Unfortunately, the boom in oil prices, the development of large, economical jets like the Boeing 707 and the launch of a faster rival, Cunard's Queen Elizabeth 2, in 1969, turned France's pride and joy into an economic liability. In 1974, the new government of President Valéry Giscard d'Estaing and Prime Minister Jacques Chirac abandoned an electoral pledge and withdrew all state subsidies to the ship. There were crew strikes, passenger sit-ins and a mutiny off Le Havre in which the seamen's unions took over "France" and (playing with the name again) appointed a rival cabinet and prime minister.

But the liner was sold to a Saudi businessman in 1977, who rapidly sold it to a Norwegian cruise company. As Norway, the ship had a successful second life until a boiler explosion in Miami in 2003, compounded by storm damage while it was being repaired in Bremerhaven.

The liner was sold for scrap and, after a series of legal battles, was finally dismantled in India in 2007 and 2008.

Scores of items rescued from the carcass of the ship were sold at auction in Paris in February 2009. They included the elegant prow, sold for €273,000, which now stands, far from the waves it once defied, outside Mr Spade's marina in Paris.

He says it inspires him to forge ahead with plans for a France II. "I may be a freshwater sailor," Mr Spade said, "but I've never started a project, which I have not completed."

Ships ahoy

Queen Elizabeth 2

The QE2 was known as the last of the great transatlantic cruise liners. It first set sail in 1969 and was one of the fastest passenger ships ever built.
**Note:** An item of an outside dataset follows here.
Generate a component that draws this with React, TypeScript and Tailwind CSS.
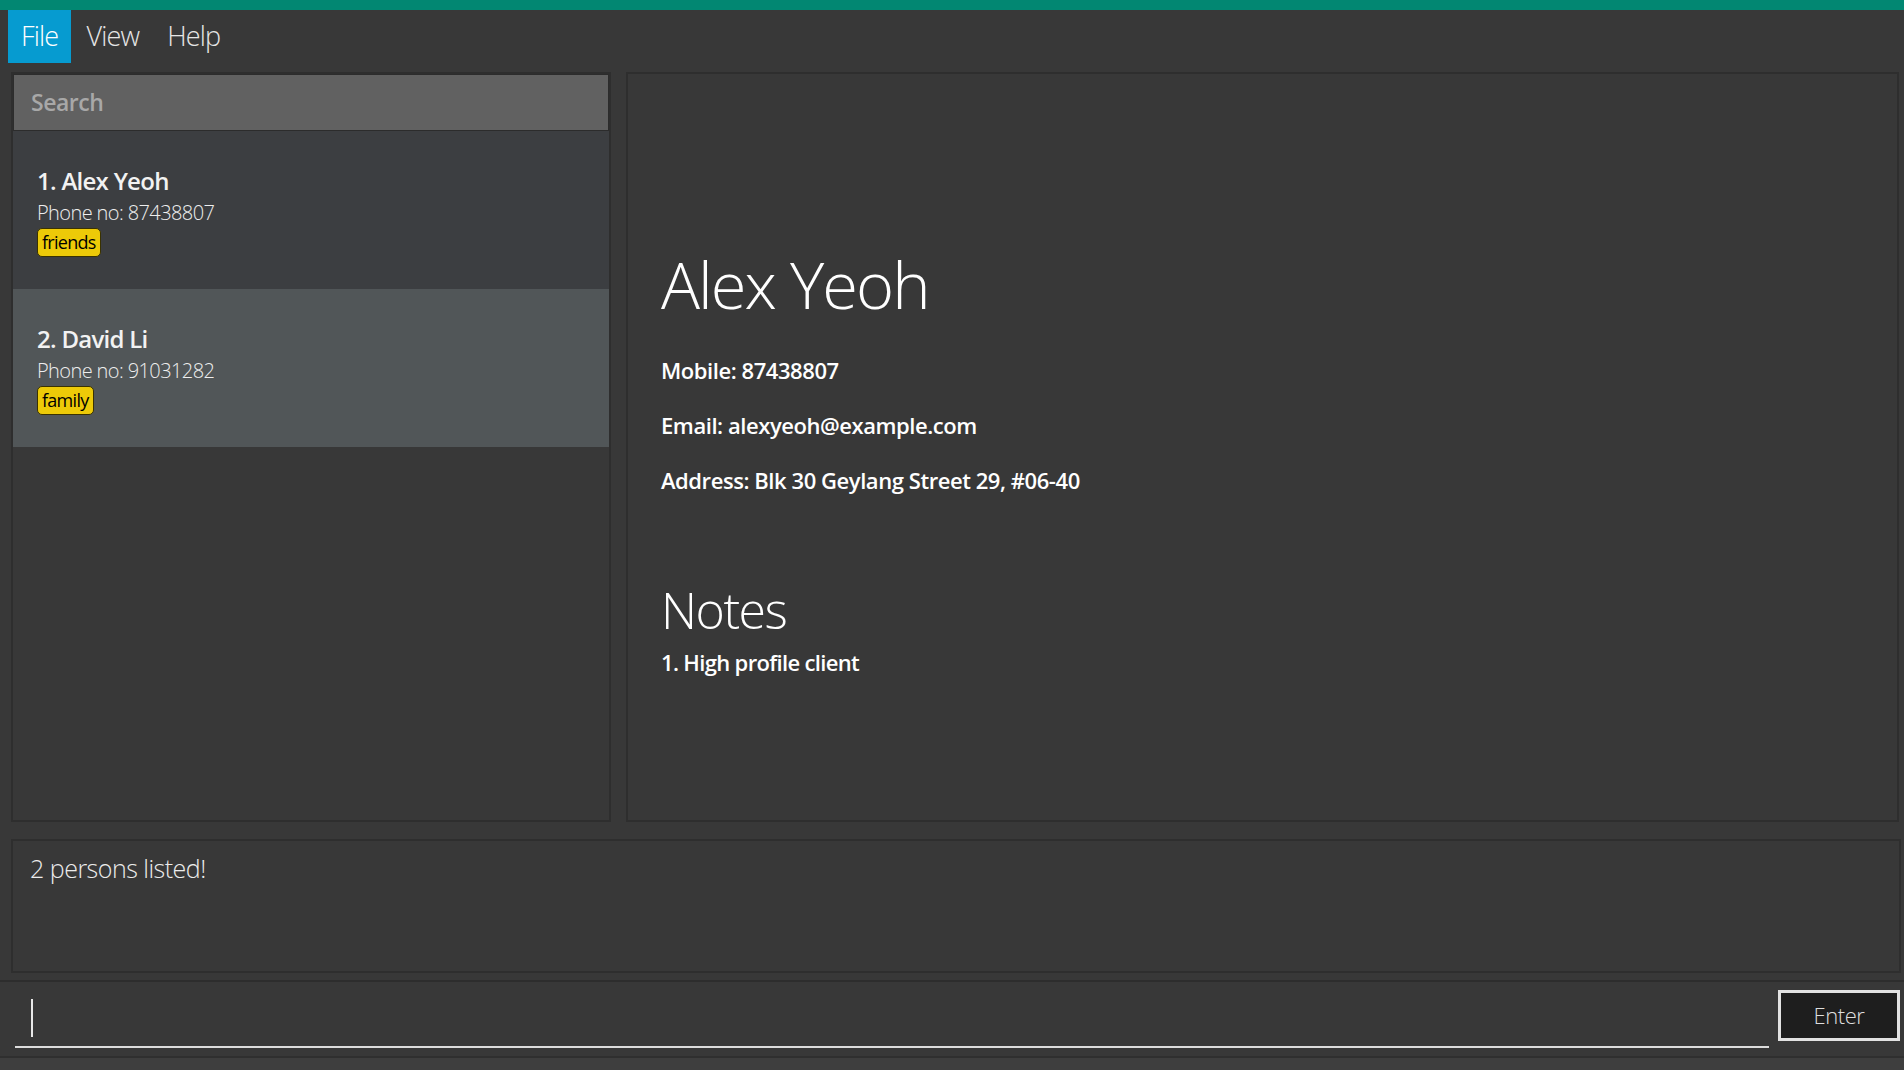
import React from "react";

const font = { fontFamily: '"Open Sans", "Noto Sans", sans-serif' };

function Tag({ label }: { label: string }) {
  return (
    <span className="inline-flex h-[29px] items-center self-start rounded-[5px] border border-[#3a3200] bg-[#edca08] px-[4px] text-[18px] leading-none tracking-[-0.04em] text-black">
      {label}
    </span>
  );
}

function Card({ idx, name, phone, tag, selected }: { idx: number; name: string; phone: string; tag: string; selected?: boolean }) {
  return (
    <div className={`flex h-[158px] flex-col justify-center pl-[24px] ${selected ? "bg-[#515658]" : "bg-[#3c3e41]"}`}>
      <div className="text-[24px] font-semibold leading-[34px] tracking-[-0.03em] text-[#f2f2f2]">
        {idx}. {name}
      </div>
      <div className="text-[20px] font-light leading-[30px] tracking-[-0.03em] text-[#eeeeee]">Phone no: {phone}</div>
      <div className="flex">
        <Tag label={tag} />
      </div>
    </div>
  );
}

export default function App() {
  return (
    <div style={font} className="flex h-[1070px] w-[1904px] flex-col overflow-hidden bg-[#383838]">
      <div className="h-[10px] bg-[#028772]" />
      <div className="flex h-[53px] items-stretch pl-[8px]">
        <div className="flex items-center bg-[#069bd0] px-[13px] text-[27px] font-light tracking-[-0.03em] text-white">File</div>
        <div className="ml-[2px] flex items-center px-[13px] text-[27px] font-light tracking-[-0.03em] text-[#e6e6e6]">View</div>
        <div className="ml-[2px] flex items-center px-[13px] text-[27px] font-light tracking-[-0.03em] text-[#e6e6e6]">Help</div>
      </div>
      <div className="mt-[9px] flex h-[750px] pl-[11px] pr-[5px]">
        <div className="flex w-[600px] flex-col border-2 border-[#2e2e2e] bg-[#383838]">
          <div className="flex h-[57px] items-center border border-[#2c2c2c] bg-[#616161] pl-[17px] text-[23px] font-semibold tracking-[-0.02em] text-[#a8a8a8]">
            Search
          </div>
          <Card idx={1} name="Alex Yeoh" phone="87438807" tag="friends" />
          <Card idx={2} name="David Li" phone="91031282" tag="family" selected />
        </div>
        <div className="ml-[15px] flex flex-1 flex-col border-2 border-[#2e2e2e] bg-[#383838] pl-[33px] pt-[170px] text-white">
          <div className="text-[65px] font-light leading-[80px] tracking-[-0.03em]">Alex Yeoh</div>
          <div className="mt-[19px] text-[22px] font-semibold leading-[55px] tracking-[-0.02em]">Mobile: 87438807</div>
          <div className="text-[22px] font-semibold leading-[55px] tracking-[-0.02em]">Email: alexyeoh@example.com</div>
          <div className="text-[22px] font-semibold leading-[55px] tracking-[-0.02em]">Address: Blk 30 Geylang Street 29, #06-40</div>
          <div className="mt-[70px] text-[50px] font-light leading-[64px] tracking-[-0.03em]">Notes</div>
          <div className="mt-[4px] text-[22px] font-semibold leading-[32px] tracking-[-0.03em]">1. High profile client</div>
        </div>
      </div>
      <div className="ml-[11px] mr-[3px] mt-[17px] h-[134px] border-2 border-[#2e2e2e] pl-[17px] pt-[10px]">
        <div className="text-[25px] font-light leading-[34px] tracking-[-0.02em] text-[#ececec]">2 persons listed!</div>
      </div>
      <div className="mt-[7px] flex h-[76px] border-t-2 border-[#2d2d2d] pl-[15px] pr-[4px]">
        <div className="relative flex flex-1 flex-col">
          <div className="ml-[16px] mt-[17px] h-[38px] w-[2px] bg-[#e8e8e8]" />
          <div className="mb-[8px] mt-auto h-[2px] bg-[#dcdcdc]" />
        </div>
        <div className="ml-[9px] mt-[8px] flex h-[51px] w-[122px] items-center justify-center border-[3px] border-[#e2e2e2] bg-[#1e1e1e] text-[22px] font-light tracking-[-0.02em] text-[#dedede]">
          Enter
        </div>
      </div>
      <div className="flex-1 border-t-2 border-[#2f2f2f] bg-[#3e3e3e]" />
    </div>
  );
}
After more than 40 years at sea, it is now permanently docked in Dubai.

RMS Titanic

The largest passenger steamship in the world first set sail in 1912. It hit an iceberg after four days at sea and sank, dragging 1,517 people down with it.

MS Oasis of the Seas

Officially the largest cruise liner in the world, the 6,000-passenger ship completed its maiden voyage in 2009.